Sustainability-oriented portfolios can still carry a significant amount of ESG risk. According to Morningstar’s Global Renewable Energy Index, renewable energy received a carbon intensity rating of 1,719.5. This rating was almost 10 times higher than the broader equity market’s carbon intensity score, a disparity that indicates hidden ESG risks in the sector. 

The high carbon intensity of the renewable energy sector can be credited, partially, to the fact that many companies are invested in both fossil fuels and sustainable solutions. Also, a company can produce climate-friendly products and services, but its processes may still use a lot of carbon.

“Companies are manufacturing things like wind turbines or solar panels, which are obviously clean products, but their operations might be carbon intensive,” Lefkovitz said. “So their manufacturing actually has a heavy environmental impact.” 

Other companies may be strong in one letter in the ESG trifecta but weak in another. The report uses Tesla as an example: “Though Tesla’s electric cars are emissions-free, the company faces other ESG-related risks. Its factory workforce presents a labor-relations challenge and product governance is an issue, especially in the autonomous realm.” The report also pointed out CEO Elon Musk’s “problematic public statements” as a governance risk. 

In another report from Freshfields, a U.S.-based M&A, litigation, governance, and regulatory firm, author Elizabeth Bieber looked at the overarching trends during the 2021 proxy season, concluding that shareholder proposals focused on ESG continued to grow year-over-year. In 2020, only 16 percent of environmental- and social-focused shareholder proposals received majority support; In 2021, that number increased to 24 percent. 

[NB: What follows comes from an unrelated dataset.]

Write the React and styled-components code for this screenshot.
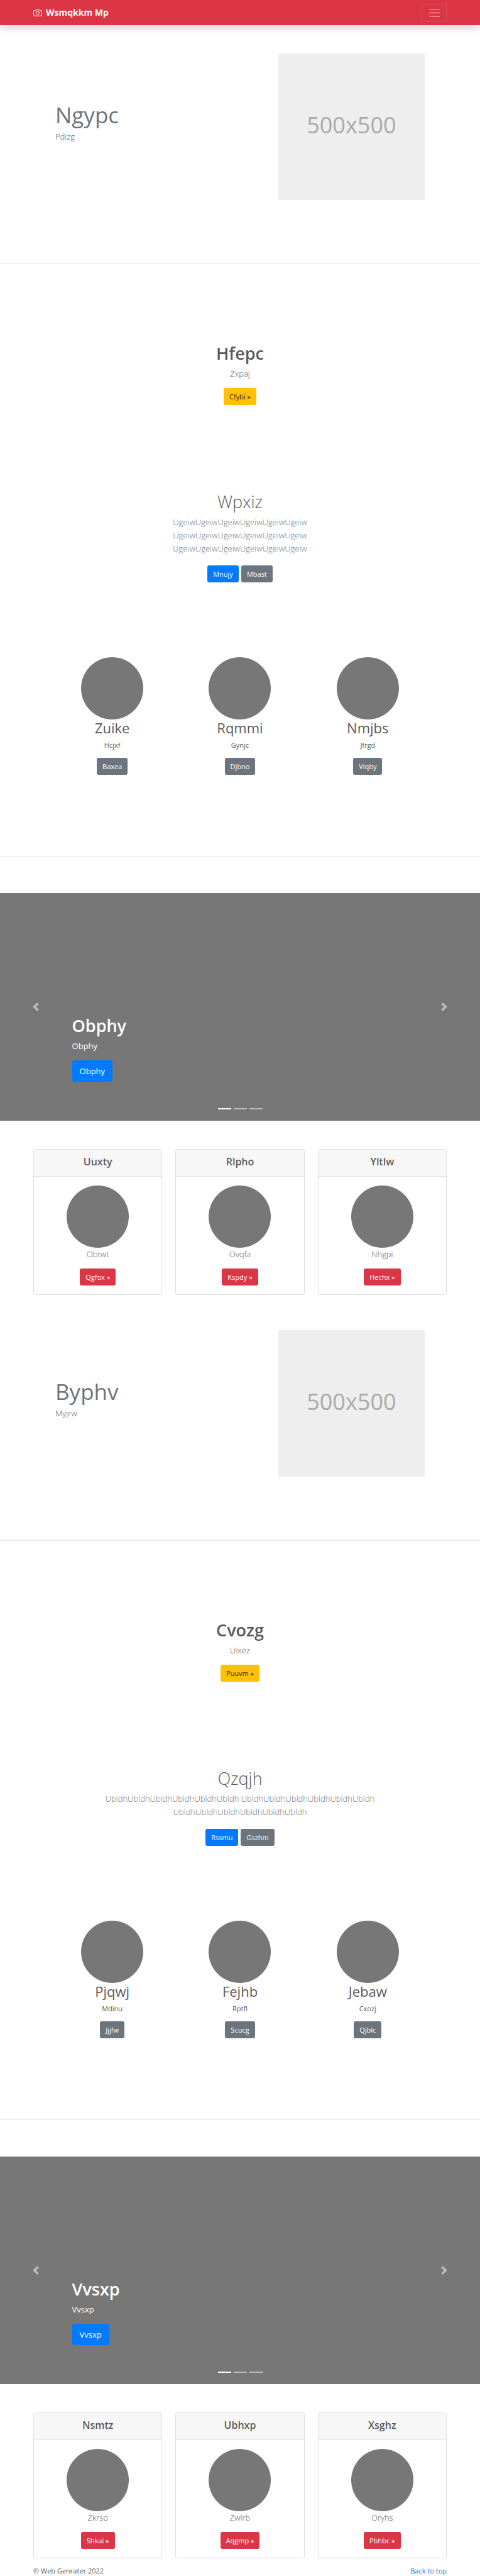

According to Bieber, the first step in mitigating ESG risks in portfolios is to address investors’ demand for more information on ESG factors. “The interest and the demand is in information,” she told II. “There are investors that have expressed that it is difficult to begin to measure or to think about ESG risk without having sufficient information from companies.” 

Currently, there are no streamlined disclosure requirements for ESG other than standard materiality thresholds, which makes it difficult to compare company-to-company information, Bieber said. Much of the information that is available is not universally standardized.

Investors are in information-seeking mode right now, Bieber said. In order to take the next step in ESG integration and to adequately limit ESG risk in portfolios, investors need to have access to additional information, which may come either through regulatory mandates or pressure from investors who are requesting ESG information from companies. 

“At some point, either the SEC will require information, or many companies will be providing information because they have shareholder proposals that received majority support or other investor expectations. Some companies will choose to voluntarily disclose the information,” Bieber said. 

Because of this information gap, investors and asset managers have difficulty comparing and evaluating companies. Some investors and shareholders focus on the “G” in ESG, encouraging companies to hold management accountable, while others focus more heavily on environmentalism, sustainability, or diversity and inclusion efforts. As the information gap starts to close, Bieber said shareholders will be able to accurately pinpoint where companies should focus their ESG efforts. 

”Then, there will be a point at which the investors go back and compare information and figure out what is important,” Bieber said.